Given the task is to find the maximum number of squares having side ‘a’ that can fit inside a give right angle isosceles triangle with base of ‘s’(An isosceles triangle has at least 2 equal sides).

Let’s now understand what we have to do using an example:

## Input

s=5, a=1

## Output

10

Explanation − The number of squares in the base can be calculated by dividing s by a and subtracting 1. So the number of squares in base = 5/1 – 1 = 4.

Similarly when the bottom 4 squares are placed then we get a new isosceles triangle with base (s-a) and then we repeat the same procedure and get 3 squares and so on until a single square is placed at the top.

## Input

s=7, a=2

## Output

3

## Approach used in the below program as follows

• To find the maximum number of squares we will have to start from the base of the triangle and find out the number of squares.

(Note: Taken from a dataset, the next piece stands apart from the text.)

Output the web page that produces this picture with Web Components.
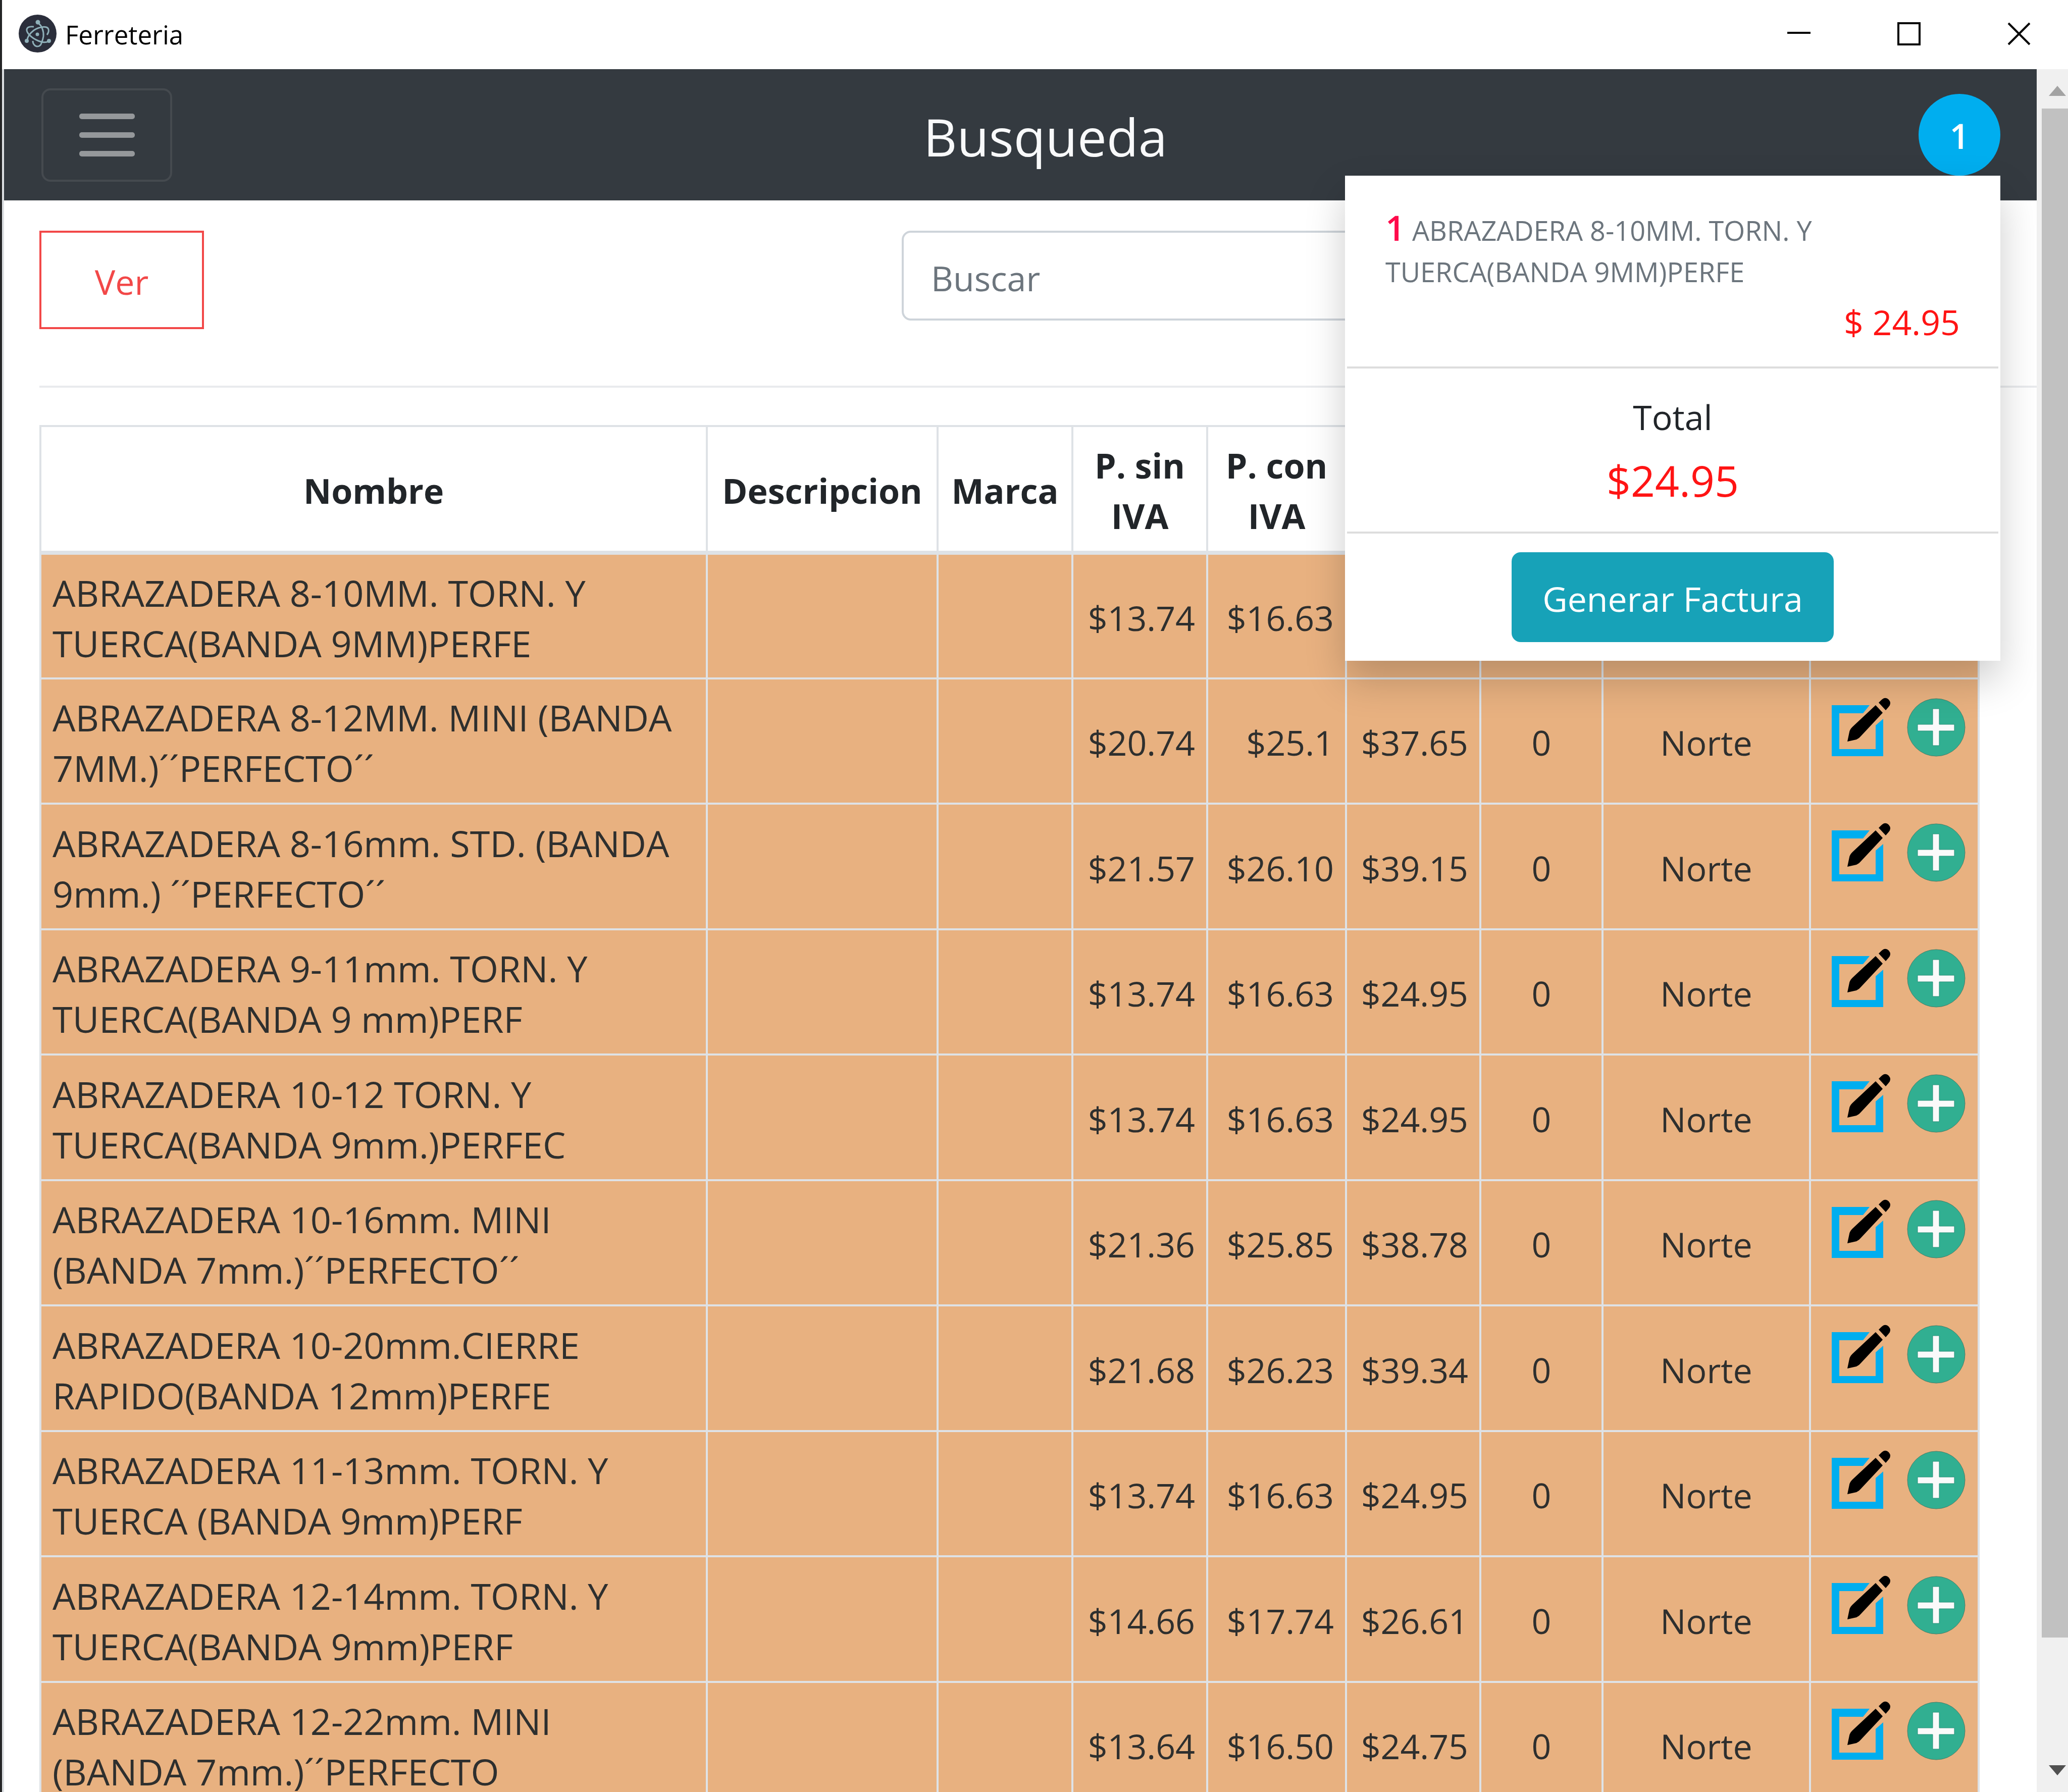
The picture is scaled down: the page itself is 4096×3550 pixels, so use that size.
<!DOCTYPE html>
<html lang="es">
<head>
<meta charset="utf-8">
<title>Ferreteria</title>
<style>
  html, body { margin: 0; height: 100%; overflow: hidden; background: #fff; }
  body { font-family: "Open Sans", "Noto Sans", sans-serif; font-size: 68px; line-height: 100px; color: #212529; }
</style>
</head>
<body>
<app-window>
  <title-bar slot="title">Ferreteria</title-bar>
  <nav-bar>Busqueda
    <cart-menu slot="cart" count="1"></cart-menu>
  </nav-bar>
  <search-toolbar></search-toolbar>
  <product-table></product-table>
</app-window>

<script>
class BaseElement extends HTMLElement {
  connectedCallback() {
    if (this.shadowRoot) return;
    this.attachShadow({ mode: "open" }).innerHTML =
      "<style>*{box-sizing:border-box}button,input{font:inherit;margin:0}</style>" + this.render();
  }
}

class AppWindow extends BaseElement {
  render() {
    return `<style>
      :host { display: flex; flex-direction: column; height: 100vh; box-sizing: border-box; border-left: 4px solid #242526; overflow: hidden; }
      .view { flex: 1; min-height: 0; display: flex; border-left: 4px solid #dcdfe2; }
      main { flex: 1; min-width: 0; overflow: hidden; }
    </style>
    <slot name="title"></slot>
    <div class="view"><main><slot></slot></main><scroll-track></scroll-track></div>`;
  }
}

class TitleBar extends BaseElement {
  render() {
    return `<style>
      :host { display: flex; align-items: center; flex: none; height: 137px; box-sizing: border-box; padding: 0 74px 4px 33px; background: #fff; color: #000; font-size: 51px; }
      .logo { width: 75px; height: 75px; margin-right: 17px; }
      .name { flex: 1; padding-top: 2px; }
      .controls { display: flex; gap: 172px; }
      button { border: 0; padding: 0; background: none; width: 46px; height: 46px; }
      svg { display: block; width: 100%; height: 100%; fill: none; stroke: #000; stroke-width: 4; }
      .logo svg { stroke: #8fb0b9; stroke-width: 3; }
    </style>
    <span class="logo"><svg viewBox="0 0 75 75">
      <circle cx="37.500" cy="37.500" r="37.500" fill="#2b2e3b" stroke="none"/>
      <path d="M30 24C22 23 17 25 16 29C15 36 25 46 39 52C46 55 53 56 59 53"/>
      <path d="M45 25C52 23 58 25 59 29C60 33 59 36 56 40"/>
      <path d="M17 51C17 45 21 38 30 31C36 27 42 25 47 25"/>
      <path d="M39 17C46 22 50 33 49 43C48 50 46 54 44 59C41 64 34 64 31 60C29 58 28 55 28 52"/>
      <circle cx="37" cy="39" r="2" fill="#8fb0b9"/><circle cx="38" cy="15" r="3" fill="#8fb0b9"/>
      <circle cx="16" cy="52" r="2.500" fill="#8fb0b9"/><circle cx="60" cy="52" r="2.500" fill="#8fb0b9"/>
    </svg></span>
    <span class="name"><slot></slot></span>
    <div class="controls">
      <button aria-label="Minimizar"><svg viewBox="0 0 46 46"><path d="M0 21H46"/></svg></button>
      <button aria-label="Maximizar"><svg viewBox="0 0 46 46"><path d="M2 2H44V44H2Z"/></svg></button>
      <button aria-label="Cerrar"><svg viewBox="0 0 46 46"><path d="M2 2L44 44M44 2L2 44"/></svg></button>
    </div>`;
  }
}

class NavBar extends BaseElement {
  render() {
    return `<style>
      :host { display: flex; align-items: center; justify-content: space-between; height: 260px; box-sizing: border-box; padding: 0 72px 0 74px; background: #343a40; }
      .toggle { display: flex; flex-direction: column; align-items: center; justify-content: center; gap: 26px; width: 259px; height: 185px; padding: 0; background: none; border: 4px solid #454a4f; border-radius: 18px; }
      .toggle i { width: 110px; height: 11px; border-radius: 5px; background: #95989b; }
      h1 { margin: 0; padding-top: 6px; font-weight: 400; font-size: 103px; line-height: 140px; color: #f8f9fa; }
    </style>
    <button class="toggle" aria-label="Menu"><i></i><i></i><i></i></button>
    <h1><slot></slot></h1>
    <slot name="cart"></slot>`;
  }
}

class CartMenu extends BaseElement {
  render() {
    return `<style>
      :host { display: block; position: relative; z-index: 2; }
      .badge { display: block; width: 162px; height: 162px; padding: 4px 0 0; border: 0; border-radius: 50%; background: #00aeef; color: #fff; font-weight: 600; }
      cart-panel { position: absolute; top: 100%; right: 0; }
    </style>
    <button class="badge">${this.getAttribute("count")}</button>
    <cart-panel></cart-panel>`;
  }
}

class CartPanel extends BaseElement {
  render() {
    return `<style>
      :host { display: block; width: 1298px; box-sizing: border-box; padding: 0 4px 37px; background: #fff; box-shadow: 0 37px 74px rgba(0,0,0,.2); text-align: center; }
      .item { padding: 62px 76px 29px; text-align: left; }
      .item p { margin: 0; font-size: 54px; line-height: 82px; color: #6c757d; }
      .item b { font-size: 68px; line-height: 82px; font-weight: 600; color: #ff0a4b; margin-right: 14px; }
      .price { text-align: right; color: #ff1414; line-height: 118px; }
      .item, .total { border-bottom: 4px solid #ddd; }
      .total { padding: 46px 0 25px; }
      .total div { line-height: 100px; }
      .total strong { display: block; font-weight: 400; font-size: 84px; line-height: 152px; color: #ff1414; }
      .pay { margin-top: 37px; width: 638px; height: 178px; padding: 6px 0 0; border: 0; border-radius: 18px; background: #17a2b8; color: #fff; display: inline-block; vertical-align: top; }
    </style>
    <div class="item"><p><b>1</b>ABRAZADERA 8-10MM. TORN. Y TUERCA(BANDA 9MM)PERFE</p><div class="price">$ 24.95</div></div>
    <div class="total"><div>Total</div><strong>$24.95</strong></div>
    <button class="pay">Generar Factura</button>`;
  }
}

class SearchToolbar extends BaseElement {
  render() {
    return `<style>
      :host { display: block; padding: 60px 0 0 70px; }
      form { display: grid; grid-template-columns: 4fr 5fr; align-items: start; justify-items: start; margin-right: 113px; }
      button { width: 326px; height: 195px; padding: 6px 0 0; border: 4px solid #f24848; background: #fff; color: #f24848; }
      input { width: 100%; height: 178px; padding: 8px 54px 0; border: 4px solid #ced4da; border-radius: 18px; background: #fff; color: #495057; }
      input::placeholder { color: #6c757d; opacity: 1; }
      hr { margin: 112px 0 74px; border: 0; height: 4px; background: #e9ebed; }
    </style>
    <form><button type="button">Ver</button><input type="search" aria-label="Buscar" placeholder="Buscar"></form>
    <hr>`;
  }
}

class RowActions extends BaseElement {
  render() {
    return `<style>
      :host { display: flex; justify-content: flex-end; gap: 33px; }
      button { border: 0; padding: 0; background: none; width: 116px; height: 116px; }
      svg { display: block; width: 100%; height: 100%; overflow: visible; }
    </style>
    <button aria-label="Editar"><svg viewBox="0 0 116 116">
      <path fill="#00aeef" d="M0 14H75L62 30H15V101H87V54L102 41V115H0Z"/>
      <path d="M31 86L35 67Q36 62 41 57L87 14L101 29L58 75Q54 80 49 82Z"/>
      <path d="M93 9L98 4Q106 -4 113 3Q119 10 113 17L107 24Z"/>
    </svg></button>
    <button aria-label="Agregar"><svg viewBox="0 0 116 116">
      <circle cx="58" cy="58" r="57" fill="#31af91" stroke="#4d7d66" stroke-width="1"/>
      <path fill="#fafafa" stroke="#2a9079" stroke-width="1" d="M51 21H64V52H94V65H64V94H51V65H21V52H51Z"/>
    </svg></button>`;
  }
}

const PRODUCTS = [
  ["ABRAZADERA 8-10MM. TORN. Y TUERCA(BANDA 9MM)PERFE", "$13.74", "$16.63"],
  ["ABRAZADERA 8-12MM. MINI (BANDA 7MM.)´´PERFECTO´´", "$20.74", "$25.1", "$37.65", "0", "Norte"],
  ["ABRAZADERA 8-16mm. STD. (BANDA 9mm.) ´´PERFECTO´´", "$21.57", "$26.10", "$39.15", "0", "Norte"],
  ["ABRAZADERA 9-11mm. TORN. Y TUERCA(BANDA 9 mm)PERF", "$13.74", "$16.63", "$24.95", "0", "Norte"],
  ["ABRAZADERA 10-12 TORN. Y TUERCA(BANDA 9mm.)PERFEC", "$13.74", "$16.63", "$24.95", "0", "Norte"],
  ["ABRAZADERA 10-16mm. MINI (BANDA 7mm.)´´PERFECTO´´", "$21.36", "$25.85", "$38.78", "0", "Norte"],
  ["ABRAZADERA 10-20mm.CIERRE RAPIDO(BANDA 12mm)PERFE", "$21.68", "$26.23", "$39.34", "0", "Norte"],
  ["ABRAZADERA 11-13mm. TORN. Y TUERCA (BANDA 9mm)PERF", "$13.74", "$16.63", "$24.95", "0", "Norte"],
  ["ABRAZADERA 12-14mm. TORN. Y TUERCA(BANDA 9mm)PERF", "$14.66", "$17.74", "$26.61", "0", "Norte"],
  ["ABRAZADERA 12-22mm. MINI (BANDA 7mm.)´´PERFECTO", "$13.64", "$16.50", "$24.75", "0", "Norte"]
];

class ProductTable extends BaseElement {
  render() {
    const row = ([name, net, gross = "", sale = "", stock = "", site = ""]) => `<tr>
      <td class="name">${name}</td><td></td><td></td>
      <td class="num">${net}</td><td class="num">${gross}</td><td class="num">${sale}</td>
      <td>${stock}</td><td>${site}</td><td class="act">${site ? "<row-actions></row-actions>" : ""}</td></tr>`;
    return `<style>
      :host { display: block; padding: 0 113px 0 70px; }
      table { width: 100%; table-layout: fixed; border-collapse: collapse; }
      thead tr { height: 251px; }
      tbody tr { height: 249px; }
      tbody tr:nth-child(even) { height: 248px; }
      th, td { border: 4px solid #dee2e6; padding: 6px 22px 0; text-align: center; vertical-align: middle; }
      th { font-weight: 700; padding: 6px 16px 0; border-bottom-width: 8px; }
      tbody { background: #e8b180; }
      td { color: #2e2f2e; }
      .name { text-align: left; font-size: 72px; padding-right: 44px; }
      .num { text-align: right; }
      .act { vertical-align: top; padding: 37px 24px 0 0; }
    </style>
    <table>
      <colgroup><col><col style="width:457px"><col style="width:267px"><col style="width:267px"><col style="width:275px"><col style="width:266px"><col style="width:242px"><col style="width:411px"><col style="width:334px"></colgroup>
      <thead><tr><th>Nombre</th><th>Descripcion</th><th>Marca</th><th>P. sin IVA</th><th>P. con IVA</th><th></th><th></th><th></th><th></th></tr></thead>
      <tbody>${PRODUCTS.map(row).join("")}</tbody>
    </table>`;
  }
}

class ScrollTrack extends BaseElement {
  render() {
    return `<style>
      :host { display: flex; flex-direction: column; width: 62px; box-sizing: border-box; padding-left: 10px; background: #f0f0f0; }
      svg { display: block; flex: none; width: 42px; height: 78px; margin-left: 10px; }
      .rail { flex: 1; }
      .thumb { height: 93%; background: #c1c1c1; }
    </style>
    <svg viewBox="0 0 42 78"><path fill="#a3a3a3" d="M4 53L21 33L38 53Z"/></svg>
    <div class="rail"><div class="thumb"></div></div>
    <svg viewBox="0 0 42 78"><path fill="#505050" d="M4 25L21 45L38 25Z"/></svg>`;
  }
}

customElements.define("scroll-track", ScrollTrack);
customElements.define("row-actions", RowActions);
customElements.define("cart-panel", CartPanel);
customElements.define("cart-menu", CartMenu);
customElements.define("title-bar", TitleBar);
customElements.define("nav-bar", NavBar);
customElements.define("search-toolbar", SearchToolbar);
customElements.define("product-table", ProductTable);
customElements.define("app-window", AppWindow);
</script>
</body>
</html>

• To find the number of squares we will divide the base s by the side of the square a and subtract 1 from it = s/a – 1.

• Then it will leave us another isosceles triangle with base (s - a) which will accommodate one less square than the previous row below it which we can calculate in the following way −

Squares in next row = (s - a)/a – 1 = (s/a – a/a) – 1= s/a - 1 - 1 = s/a – 2 = one square less than the previous row.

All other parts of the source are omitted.